Let's look at our plan to figure out how we
can get the mass of N2 produced from a given mass of sodium azide, or NAN3.
Remember, that the only relationship we know between amounts of
two different substances in an equation are the molar amounts.
So, if I want to look at a relationship between two substances,
I first have to convert to moles.
Because if I know the moles of one substance, I can use my mole ratio for
my balanced chemical equation to find the moles of the other substance, and
then I can convert to grams.
Remember, that nitrogen exists as a diatomic or N2.
Therefore, when I'm looking for my molar mass of N2,
I'm going to want to put it in there as 28.02 grams per mole.
If we were referring to atomic nitrogen, we would need to specify that.
Remember, for diatomic substances such as nitrogen or hydrogen, oxygen, when we
say the name of the element we assume that it is in the form of the diatomic element.
We find that we can produce 6.47 grams of nitrogen.
Remember, that we're given our 10 grams of sodium azide, and
we're asked to find the grams of nitrogen.
Here we can set up our 10.0 grams of NaN3.
We need the molar mass of sodium azide, so
we use the values on the periodic table, and
that gets us 65.01 grams per mole of NaN3.
So now, our grams cancels with grams.
Now we have moles of sodium azide.
And now we need to use our mole to mole ratio from our balanced equation.

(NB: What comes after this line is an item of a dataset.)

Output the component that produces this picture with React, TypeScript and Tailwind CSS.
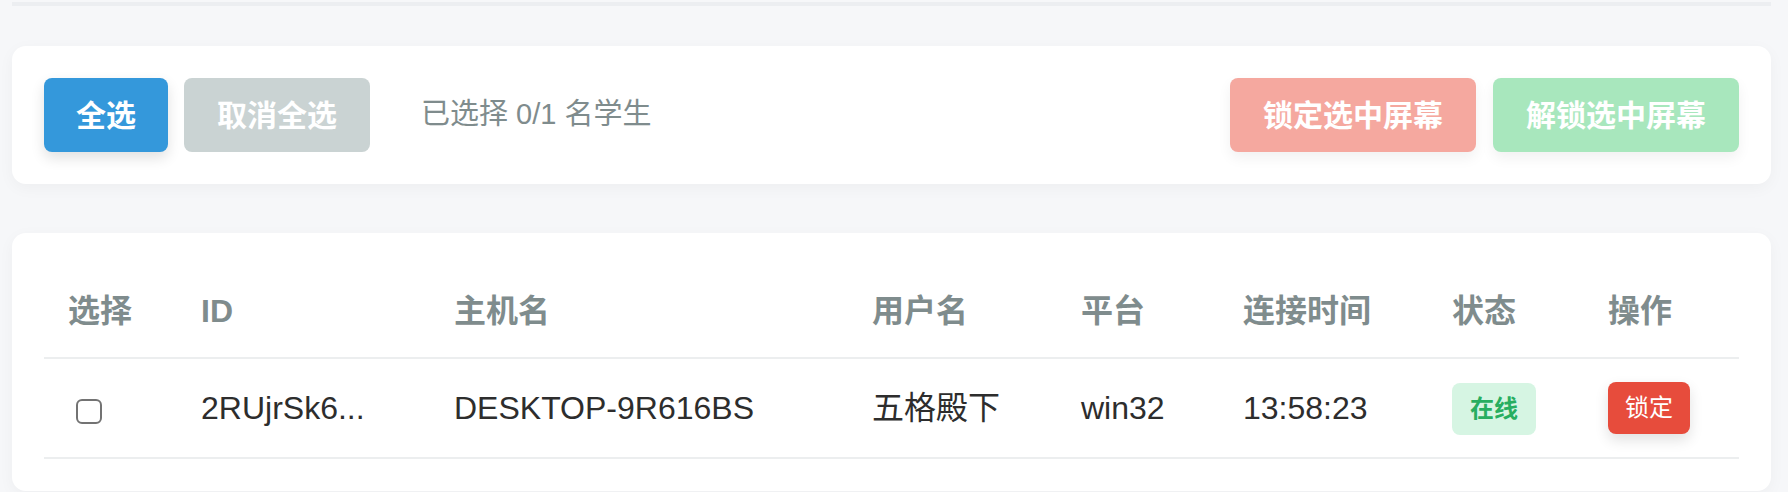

Notice, that our coefficient tells us, we have 2 moles of sodium azide and
we have 3 moles of Nitrogen.
So, our moles of sodium azide will cancel.
Now we have moles of nitrogen, and we're going to use our molar mass of 28.02 grams
per mole of nitrogen to find the grams of nitrogen.
And so what we find, is that we get 6.47 grams.
Note, that I had to convert to moles first, before I could use my mole ratio.
These numbers come from the balanced chemical equation.
In the next module, we're going to look at limiting and excess reagents.